Dan memang, dulu di bangku kuliah, di mata kuliah komunikasi massa, ada yang namanya Teori Spiral Keheningan.
Bila tidak salah ingat, teori ini menyatakan bahwa terbentuknya pendapat umum dalam masyarakat ditentukan oleh proses saling mempengaruhi antara komunikasi massa, komunikasi antar pribadi, dan presepsi masing-masing individu, serta hubungannya dengan pendapat orang lain dalam masyarakat.
Dalam hal ini, media massa memang punya dampak besar terhadap opini publik. Berita-berita di media massa ikut memengaruhi publik dalam membentuk opini.

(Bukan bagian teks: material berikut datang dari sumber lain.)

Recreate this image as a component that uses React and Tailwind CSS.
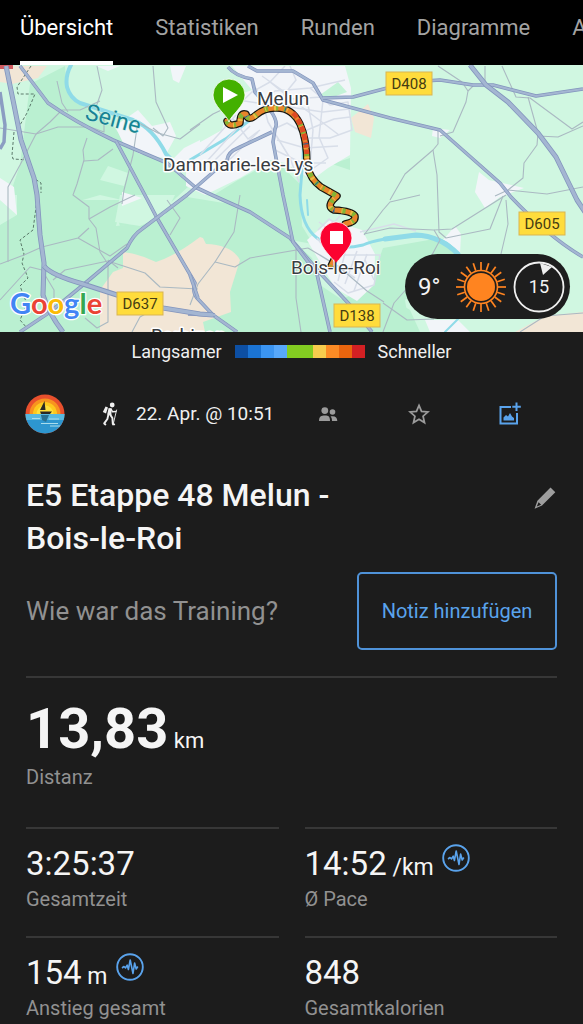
import React from 'react';

const tabs = ['Übersicht', 'Statistiken', 'Runden', 'Diagramme', 'A'];

const legendColors = [
  'bg-[#0d4fa3]', 'bg-[#1b74d4]', 'bg-[#3b95f2]', 'bg-[#57a8fb]', 'bg-[#82cc21]',
  'bg-[#82cc21]', 'bg-[#f6cc4d]', 'bg-[#fb8b25]', 'bg-[#ea650e]', 'bg-[#d32023]',
];

// Map geometry, in map units (583 wide, y from 65 to 332)
const minorRoads = [
  'M0 128 L36 134 L50 122 L62 110 L80 110 L100 101',
  'M36 134 L58 127 L90 127 L104 132 L104 120 L98 110',
  'M57 81 L62 103 L68 112',
  'M36 134 L20 165 L8 187 L8 262',
  'M87 138 L83 150 L84 160 L77 184 L73 195 L89 207 L89 219 L96 228 L100 252 L108 264 L108 322 L97 328 L85 318',
  'M113 149 L98 160 L84 161',
  'M137 128 L133 155 L124 190 L122 204',
  'M89 219 L110 207 L135 195',
  'M42 247 L78 238 L89 228',
  'M0 264 L24 255 L42 247',
  'M0 300 L30 267 L42 270 L54 290 L54 310',
  'M78 238 L110 256 L127 244',
  'M53 280 L65 270 L108 261 L145 273 L160 287 L198 289',
  'M108 260 L118 268',
  'M167 200 L180 218 L170 235',
  'M153 66 L156 102 L168 128 L163 136 L153 128',
  'M97 66 L102 90 L96 107',
  'M133 120 L158 133 L180 139 L200 124',
  'M190 130 L213 114 L230 106',
  'M240 195 L234 232 L215 262 L235 267 L250 258 L308 248',
  'M215 262 L198 284 L190 305',
  'M132 332 L140 317 L154 309',
  'M296 247 L296 298 L301 332',
  'M308 248 L338 266 L367 291 L384 302',
  'M438 128 L438 144 L433 150 L405 174 L390 200',
  'M433 150 L437 175 L439 232 L446 238 L490 229 L503 196',
  'M438 66 L462 82 L468 91 L466 102 L453 132 L440 136',
  'M468 91 L473 86',
  'M485 66 L485 85',
  'M502 66 L516 97 L530 98 L572 129 L583 122',
  'M528 97 L538 133 L537 145 L524 163 L523 178 L508 190 L495 196',
  'M538 136 L558 137 L583 126',
  'M508 190 L547 194 L583 187',
  'M506 200 L508 224 L501 254',
  'M364 235 L383 210 L390 202 L420 195',
  'M364 234 L390 228 L434 230 L440 240 L425 268',
  'M383 332 L394 303 L410 285',
  'M383 303 L407 320 L434 319',
  'M434 230 L452 229 L506 195',
  'M520 332 L545 316 L583 313',
];

const streets = [
  'M225 98 L258 103 L275 91 L310 88 L345 80',
  'M256 88 L263 103 L268 122 L290 158 L299 182',
  'M290 66 L296 80 L283 96 L286 110',
  'M285 66 L270 82 L252 92 L232 111',
  'M310 88 L330 105 L348 102 L352 130 L330 138 L304 138',
  'M323 100 L319 137 L328 158 L308 172',
  'M233 119 L248 139 L260 130',
  'M200 155 L236 115 M208 160 L241 124 M215 160 L250 126 M225 164 L258 132',
  'M270 82 L291 99 L322 97 M262 76 L286 93',
  'M276 128 L287 123 L302 132 L334 119 L350 117',
  'M277 140 L305 148 L338 146 M275 150 L302 163 L326 163',
  'M298 104 L339 135 M306 95 L313 130 L310 166',
  'M265 100 L296 108 L323 112 L349 109',
  'M317 238 L330 255 L380 255 L374 285 L348 293 L334 282',
  'M345 253 L338 281 M357 251 L345 284 M320 255 L355 278 M367 254 L354 291',
  'M318 230 L329 219 L345 229 M319 222 L328 229 L340 216',
  'M360 232 L394 224 L416 231 M365 260 L374 280',
];

const mainRoads = [
  'M20 66 L48 103 Q75 122 113 140 L167 163 L195 187 L212 195 L250 212 L290 238 L320 273 L350 305 L372 332',
  'M116 141 L147 199 L157 218 L195 283 Q192 292 197 298 L213 315 L237 332',
  'M20 332 L50 312 L83 285 L127 248 Q133 235 142 229 L187 195 L227 160 Q228 152 238 148 L272 132',
  'M228 67 Q235 76 252 79 L255 92 L270 110 Q279 122 275 129 L273 142 L283 195 L293 242 L317 274 L330 332',
  'M248 66 L257 71 L293 71 L313 83 L323 100 L390 118 L440 130 L500 183 L511 197 Q550 238 583 257',
  'M323 98 L353 97 L410 82 L440 80 L473 85 L493 85 L536 96 L583 89',
  'M190 275 L198 298',
  'M188 314 L215 315',
];

const bigRoads = [
  'M6 66 L14 105 L21 140 L34 178 L37 195 L40 235 L44 263 L43 295 Q49 314 63 332',
  'M470 65 L486 85 L508 102 L538 133 L556 157 L577 200 L585 212',
  'M44 266 Q51 275 83 284 L117 295 L163 308 L200 314 L213 315',
];

const trackPath =
  'M227 121 Q229 128 240 123 Q240 112 246 114 Q248 122 256 115 Q264 108 275 108 Q292 107 300 124 Q307 139 307 165 Q310 179 321 187 L337 196 Q325 206 334 210 Q352 211 355 216 Q356 222 345 224 L341 245 L331 266';

const shields = [
  { x: 386, y: 72, name: 'D408' },
  { x: 519, y: 212, name: 'D605' },
  { x: 117, y: 292, name: 'D637' },
  { x: 334, y: 304, name: 'D138' },
];

const Pin = ({ x, y, color, children }) => (
  <g transform={`translate(${x} ${y})`}>
    <path
      d="M0 0 C-2 -7 -16 -16 -16 -27 A16 16 0 0 1 16 -27 C16 -16 2 -7 0 0 Z"
      fill={color}
      stroke="#ffffff"
      strokeWidth="0.8"
    />
    {children}
  </g>
);

const RouteMap = () => (
  <svg
    viewBox="0 65 583 267"
    preserveAspectRatio="xMidYMid slice"
    className="block h-full w-full"
    role="img"
    aria-label="Karte"
  >
    <rect x="0" y="65" width="583" height="267" fill="#d0f7e1" />

    {/* woods */}
    <g fill="#baf0d1">
      <path d="M30 84 L65 66 L67 90 L80 104 L112 124 L127 145 L165 164 L190 185 L150 222 L120 226 L116 214 L122 200 L100 195 L0 224 L20 165 Z" />
      <path d="M0 222 L25 200 L122 200 L116 226 L135 224 L187 197 L230 204 L292 240 L312 258 L320 285 L350 305 L372 332 L0 332 Z" />
      <path d="M238 180 L275 160 L300 184 L302 226 L313 244 L290 240 L212 196 Z" />
      <path d="M332 164 L350 158 L350 170 Z" />
      <path d="M383 248 L440 238 L458 254 L405 300 L410 332 L358 332 L368 290 Z" />
      <path d="M340 300 L372 286 L410 310 L420 332 L360 332 Z" />
    </g>
    <g fill="#d0f7e1">
      <path d="M0 195 L17 195 L17 215 L0 225 Z M100 180 L108 166 L128 173 L124 186 Z" />
      <path d="M120 195 L175 195 L165 215 L140 226 L115 222 Z" />
    </g>

    {/* built-up areas */}
    <g fill="#f2f5f9">
      <path d="M96 66 L120 66 L108 71 Z M170 66 L186 66 L179 83 L173 80 Z" />
      <path d="M115 126 L138 110 L152 126 L170 122 L176 136 L164 158 L140 154 L124 145 Z" />
      <path d="M186 150 L222 130 L230 98 L252 90 L232 66 L345 66 L351 88 L350 155 L328 168 L312 180 L285 163 L270 160 L240 178 L205 195 L186 186 Z" />
      <path d="M184 148 L200 140 L200 160 L170 162 Z M122 192 L142 198 L122 206 Z" />
      <path d="M307 240 L330 220 L362 230 L375 254 L374 285 L357 301 L335 288 Z" />
      <path d="M479 172 L489 180 L524 188 L500 197 L485 208 L475 192 Z M433 128 L450 130 L440 138 L432 136 Z" />
      <path d="M443 240 L455 226 L461 234 L460 254 Z M425 320 L458 320 L470 332 L430 332 Z M0 178 L14 187 L17 215 L0 200 Z" />
    </g>
    <path d="M320 95 L338 82 L347 92 L328 99 Z" fill="#c4f3d8" />

    {/* fields */}
    <g fill="#f2e6d6">
      <path d="M13 66 L47 66 L38 78 L12 84 L0 82 L0 66 Z" />
      <path d="M100 332 L100 290 L113 272 L123 268 L123 252 Q140 254 156 262 Q175 256 200 237 L203 238 L206 244 Q232 245 240 260 L230 292 L231 312 L203 322 L205 332 Z" />
      <path d="M351 118 L368 104 L374 118 L371 138 L355 132 Z" />
      <path d="M515 332 L545 316 L583 312 L583 332 Z" />
    </g>
    <rect x="0" y="65" width="13" height="4" fill="#cf5b60" />

    {/* rivers */}
    <g fill="none" stroke="#8fdbe8" strokeLinecap="round" strokeLinejoin="round">
      <path d="M71 65 Q65 76 67 87 Q70 98 80 103 L133 120 Q153 128 166 154 L170 158" strokeWidth="4" />
      <path d="M190 160 L227 138 L246 123 L270 108 Q290 104 298 122 Q306 140 302 170 L300 195 Q301 226 317 238 Q335 252 363 245 Q378 238 416 236 Q441 236 452 248 L461 262" strokeWidth="3" />
      <path d="M385 239 L416 235 Q440 236 458 254" strokeWidth="5" />
      <path d="M307 200 L308 215 M445 332 L462 315" strokeWidth="2" />
    </g>

    {/* dashed borders */}
    <g fill="none" stroke="#4f6b5d" strokeWidth="0.9" strokeDasharray="3 2">
      <path d="M31 66 L17 87 L18 94 L35 94 L27 113 L20 125 M14 132 L12 155 L13 159 L29 160 L32 177 L41 183 L41 193" />
      <path d="M37 200 L33 230 L20 240 L24 254 L22 263 L28 278 L20 286 L27 304 L20 320 L27 328" />
    </g>

    <g fill="none" strokeLinejoin="round">
      {streets.map((d) => (
        <path key={d} d={d} stroke="#d8dee9" strokeWidth="1.5" />
      ))}
      {minorRoads.map((d) => (
        <path key={d} d={d} stroke="#aab9c2" strokeWidth="1.1" />
      ))}
      <path d="M0 92 L5 125 L4 142 L0 149" stroke="#8b9dc2" strokeWidth="3.5" />
      {mainRoads.map((d) => (
        <g key={d}>
          <path d={d} stroke="#8395bd" strokeWidth="3.6" />
          <path d={d} stroke="#a4b6d2" strokeWidth="2.2" />
        </g>
      ))}
      {bigRoads.map((d) => (
        <g key={d}>
          <path d={d} stroke="#8395bd" strokeWidth="5" />
          <path d={d} stroke="#a4b6d2" strokeWidth="3.4" />
        </g>
      ))}
    </g>

    {/* recorded track, coloured by pace */}
    <g fill="none" strokeLinejoin="round" strokeLinecap="round">
      <path d={trackPath} stroke="#15150f" strokeWidth="7.5" />
      <path d={trackPath} stroke="#e8842b" strokeWidth="5" />
    </g>
    <g fill="none" strokeWidth="5" strokeLinejoin="round">
      <path d={trackPath} stroke="#84b534" strokeDasharray="3 6 2 9 4 7" />
      <path d={trackPath} stroke="#e9bf45" strokeDasharray="2 11 1 8" strokeDashoffset="5" />
      <path d="M293 113 Q298 118 302 128 Q306 139 307 154" stroke="#df4a22" strokeDasharray="6 2" />
      <path d={trackPath} stroke="#27648e" strokeDasharray="1 41" strokeDashoffset="12" />
    </g>

    {/* place names */}
    <g
      fill="#3a3d42"
      stroke="#ffffff"
      strokeWidth="3"
      strokeLinejoin="round"
      paintOrder="stroke"
      fontFamily="Roboto, sans-serif"
      fontSize="19"
    >
      <text x="257" y="105">Melun</text>
      <text x="163" y="171">Dammarie-les-Lys</text>
      <text x="151" y="342">Barbizon</text>
      <text x="84" y="119" transform="rotate(15 84 119)" fill="#178394" stroke="#c5f1e6" strokeWidth="1" fontSize="23">
        Seine
      </text>
    </g>

    <Pin x={229} y={122} color="#43b000">
      <path d="M-6 -35 L9 -27 L-6 -19 Z" fill="#ffffff" />
    </Pin>
    <Pin x={336} y={265} color="#fb0330">
      <rect x="-6" y="-34" width="13" height="13" fill="#ffffff" />
    </Pin>
    <text
      x="291"
      y="274"
      fill="#3a3d42"
      stroke="#ffffff"
      strokeWidth="2"
      strokeLinejoin="round"
      paintOrder="stroke"
      fontFamily="Roboto, sans-serif"
      fontSize="19"
    >
      Bois-le-Roi
    </text>
    <path d="M332 256 L340 256 L336 263 Z" fill="#fb0330" />

    {shields.map(({ x, y, name }) => (
      <g key={name}>
        <rect x={x} y={y} width="46" height="23" fill="#ffdc3c" stroke="#d9b552" strokeWidth="1" />
        <text x={x + 23} y={y + 17} textAnchor="middle" fill="#453c12" fontFamily="Roboto, sans-serif" fontSize="15">
          {name}
        </text>
      </g>
    ))}

    <text
      x="10"
      y="314"
      fontFamily="Lato, sans-serif"
      fontSize="29"
      fontWeight="700"
      stroke="#ffffff"
      strokeWidth="2.5"
      strokeLinejoin="round"
      paintOrder="stroke"
    >
      <tspan fill="#4285f4">G</tspan>
      <tspan fill="#ea4335">o</tspan>
      <tspan fill="#fbbc05">o</tspan>
      <tspan fill="#4285f4">g</tspan>
      <tspan fill="#34a853">l</tspan>
      <tspan fill="#ea4335">e</tspan>
    </text>
  </svg>
);

const sunRays = Array.from({ length: 20 }, (_, i) => i * 18);

const SunIcon = () => (
  <svg viewBox="-26 -26 52 52" className="ml-2 size-[52px]" aria-hidden="true">
    <circle r="14" fill="#ff8420" />
    <circle r="16.5" fill="none" stroke="#ff8420" strokeWidth="1.6" />
    {sunRays.map((angle) => (
      <path key={angle} d="M0 -17 V-25" stroke="#ff8420" strokeWidth="1.7" transform={`rotate(${angle})`} />
    ))}
  </svg>
);

const WeatherBadge = () => (
  <div className="absolute right-[13px] bottom-[13px] flex h-[65px] w-[165px] items-center justify-between rounded-full bg-[#1e1e1e] pr-[5px] pl-[13px] text-[#f3f3f3]">
    <span className="text-[24px] leading-8">9°</span>
    <SunIcon />
    <div className="relative flex size-[52px] items-center justify-center">
      <svg viewBox="-26 -26 52 52" className="absolute inset-0" aria-hidden="true">
        <circle r="24.5" fill="none" stroke="#f0f0f0" strokeWidth="1.8" />
        <path d="M1 -24 L13 -20 L4 -12 Z" fill="#f0f0f0" />
      </svg>
      <span className="text-[18px] leading-6">15</span>
    </div>
  </div>
);

const Avatar = () => (
  <svg viewBox="0 0 40 40" className="size-10 shrink-0" role="img" aria-label="Profil">
    <clipPath id="avatarClip">
      <circle cx="20" cy="20" r="19.5" />
    </clipPath>
    <g clipPath="url(#avatarClip)">
      <rect width="40" height="40" fill="#e8502d" />
      <circle cx="20" cy="20" r="15.5" fill="#f8941f" />
      <circle cx="20" cy="20" r="12" fill="#fdc81e" />
      <circle cx="20" cy="20" r="8.5" fill="#ffe03b" />
      <rect y="20" width="40" height="20" fill="#2d96cf" />
      <rect y="20" width="40" height="6" fill="#58b9df" />
      <path d="M7 24.5 H15 M24 25 H34 M16 29.5 H33 M25 32 H35" stroke="#a9ddec" strokeWidth="1" />
      <path d="M16 21 H24 L21 28 L17 26 Z" fill="#28708f" />
      <path d="M19.5 7 L20.5 16 L15 16 Z M15 17.5 H27 L25 20 H16 Z" fill="#2b2924" />
    </g>
  </svg>
);

const HikerIcon = () => (
  <svg viewBox="0 0 16 24" className="ml-[37px] h-6 w-4 shrink-0 text-[#f0f0f0]" aria-hidden="true">
    <circle cx="10.2" cy="3" r="2.4" fill="currentColor" />
    <path d="M3.6 4.6 L6 5.4 L4 11.4 L0.8 10 Z" fill="currentColor" />
    <path d="M6.6 6 L9.6 6.4 L9.4 13 L5.2 12.6 Z" fill="currentColor" />
    <g fill="none" stroke="currentColor" strokeLinecap="round" strokeLinejoin="round">
      <path d="M9 7 L10.6 9.8 L13.8 9.6" strokeWidth="1.5" />
      <path d="M8 12.4 L10.4 16 L10.8 22 L12.2 22.4" strokeWidth="1.9" />
      <path d="M6.4 12.4 L5.4 17 L2.2 21.4 L3.4 22.4" strokeWidth="1.9" />
      <path d="M14.6 8 L11 23" strokeWidth="0.9" />
    </g>
  </svg>
);

const PeopleIcon = () => (
  <svg viewBox="0 0 20 16" className="h-4 w-5" fill="currentColor" aria-hidden="true">
    <circle cx="6.8" cy="4.6" r="3.4" />
    <path d="M1 15 C1 10.5 3 9.5 7 9.5 C10.5 9.5 12 10.5 12 15 Z" />
    <circle cx="14.5" cy="6" r="2.8" />
    <path d="M12.5 10.4 C17 9.4 19.3 11.5 19.3 15 H14 C14 12.8 13.6 11.3 12.5 10.4 Z" />
  </svg>
);

const StarIcon = () => (
  <svg viewBox="0 0 20 20" className="size-[22px]" fill="none" stroke="currentColor" strokeWidth="1.6" aria-hidden="true">
    <path d="M10 2.2 L12.3 7.6 L18.1 8.1 L13.7 12 L15 17.8 L10 14.7 L5 17.8 L6.3 12 L1.9 8.1 L7.7 7.6 Z" />
  </svg>
);

const AddImageIcon = () => (
  <svg viewBox="0 0 24 24" className="size-6" aria-hidden="true">
    <path d="M13 5 H2.5 V21.5 H19 V11" fill="none" stroke="currentColor" strokeWidth="2" />
    <path d="M5.5 18.5 L5.5 15.5 L8 13 L10 14.5 L12 11 L14 14.5 L16 16 V18.5 Z" fill="currentColor" />
    <path d="M18.5 0.5 V9 M14.3 4.8 H22.8" stroke="currentColor" strokeWidth="2" />
  </svg>
);

const PencilIcon = () => (
  <svg viewBox="0 0 24 24" className="size-6" fill="currentColor" aria-hidden="true">
    <path d="M17.5 1.5 L22.3 6.3 L9 19.6 L1.6 22.8 L4.4 14.8 Z M5.6 16.2 L3.8 20.6 L8.1 18.7 Z" fillRule="evenodd" />
  </svg>
);

const PulseIcon = () => (
  <svg viewBox="0 0 28 28" className="size-7" fill="none" stroke="#5aa3ec" strokeLinejoin="round" aria-hidden="true">
    <circle cx="14" cy="14" r="12.8" strokeWidth="1.9" />
    <path d="M6 15 L8 13.5 L9.5 15 L11.2 12.2 L12.4 16.5 L14.2 7 L17 20.5 L18.6 10 L20.2 16 L21.8 13.5" strokeWidth="1.6" />
  </svg>
);

const Stat = ({ value, unit, label, pulse }) => (
  <div className="h-[109px] border-t-2 border-[#373737] pt-[15px]">
    <div className="flex h-10 items-start gap-2">
      <p className="text-[33px] leading-10 text-[#f5f5f5]">
        {value}
        {unit && <span className="text-[23px]"> {unit}</span>}
      </p>
      {pulse && <PulseIcon />}
    </div>
    <p className="text-[20px] leading-[30px] text-[#919191]">{label}</p>
  </div>
);

const App = () => {
  return (
    <div className="min-h-screen overflow-hidden bg-[#1c1c1c] font-['Roboto',sans-serif]">
      <nav className="flex h-[65px] gap-[42px] overflow-hidden bg-black pl-5 text-[22px] leading-[56px]">
        {tabs.map((tab, index) => (
          <a
            key={tab}
            href="#"
            className={`h-full shrink-0 ${index === 0 ? 'border-b-4 border-white text-white' : 'text-[#a3a3a3]'}`}
          >
            {tab}
          </a>
        ))}
      </nav>

      <div className="relative h-[267px]">
        <RouteMap />
        <WeatherBadge />
      </div>

      <div className="flex h-[38px] items-center justify-center gap-[13px] text-[18px] text-[#f0f0f0]">
        <span>Langsamer</span>
        <div className="flex">
          {legendColors.map((color, index) => (
            <span key={index} className={`h-[13px] w-[13px] ${color}`} />
          ))}
        </div>
        <span>Schneller</span>
      </div>

      <div className="mt-6 flex h-10 items-center pr-7 pl-[25px]">
        <Avatar />
        <HikerIcon />
        <span className="ml-[18px] text-[19px] whitespace-nowrap text-[#f0f0f0]">22. Apr. @ 10:51</span>
        <div className="ml-auto flex text-[#9b9b9b]">
          <button aria-label="Sichtbarkeit" className="flex w-[91px] items-center justify-center">
            <PeopleIcon />
          </button>
          <button aria-label="Favorit" className="flex w-[91px] items-center justify-center">
            <StarIcon />
          </button>
          <button aria-label="Foto hinzufügen" className="flex w-[91px] items-center justify-center text-[#5aa3ec]">
            <AddImageIcon />
          </button>
        </div>
      </div>

      <main className="px-[26px] pt-10">
        <div className="flex items-start justify-between">
          <h1 className="max-w-[360px] text-[32px] leading-[43px] font-medium text-[#f5f5f5]">
            E5 Etappe 48 Melun - Bois-le-Roi
          </h1>
          <button aria-label="Bearbeiten" className="mt-3 text-[#9e9e9e]">
            <PencilIcon />
          </button>
        </div>

        <div className="mt-3 flex items-center justify-between">
          <p className="text-[26px] text-[#919191]">Wie war das Training?</p>
          <button className="h-[78px] w-[200px] rounded-[5px] border-2 border-[#4f92d8] text-[20px] text-[#5aa3ec]">
            Notiz hinzufügen
          </button>
        </div>

        <section className="mt-[26px] h-[151px] border-t-2 border-[#373737] pt-[18px]">
          <p className="text-[56px] leading-[66px] font-bold text-[#f5f5f5]">
            13,83<span className="text-[22px] leading-none font-normal"> km</span>
          </p>
          <p className="text-[20px] leading-[30px] text-[#919191]">Distanz</p>
        </section>

        <section className="grid grid-cols-2 gap-x-[26px]">
          <Stat value="3:25:37" label="Gesamtzeit" />
          <Stat value="14:52" unit="/km" label="Ø Pace" pulse />
          <Stat value="154" unit="m" label="Anstieg gesamt" pulse />
          <Stat value="848" label="Gesamtkalorien" />
        </section>
      </main>
    </div>
  );
};

export default App;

Apakah berita Covid-19 memang perlu disetop?
Berita seputar Covid-19 pada dasarnya sama dengan kabar duka. Keduanya punya dua sisi. Sisi baik dan sisi buruk.
Sisi buruknya memang ya itu tadi. Bisa menyebabkan kecemasan berlebih bagi pembacanya. Utamanya bagi mereka yang tidak punya 'pertahanan kuat' ketika mendapati kabar itu.
Namun, informasi duka juga memiliki sisi bagus di masa pandemi seperti ini.
Dengan mengetahui banyaknya orang yang terpapar bahkan meninggal akibat Covid, selain berempati, kita juga menjadi lebih patuh pada protokol kesehatan. Kita juga tidak lagi sembarangan ke luar rumah. Tidak lagi nongkrong di cafe yang biasanya bertemu dengan banyak orang.
Berita seputar Covid yang diulas media juga punya dua sisi. Memang, maraknya pemberitaan seputar Covid-19 bisa memicu adanya kecemasan massal.
Masyarakat jadi panik dan gelisah setiap kali melihat berita soal Covid-19. Bahkan, bukan tidak mungkin kita jadi tersugestimersa bergejala setelah membaca berita mengenai gejala-gejala Covid-19.
Namun, perlu dipahami bahwa jurnalis ketika membuat berita di media, bukan untuk membuat masyarakat resah. Termasuk dalam membuat berita seputar Covid-19 ini.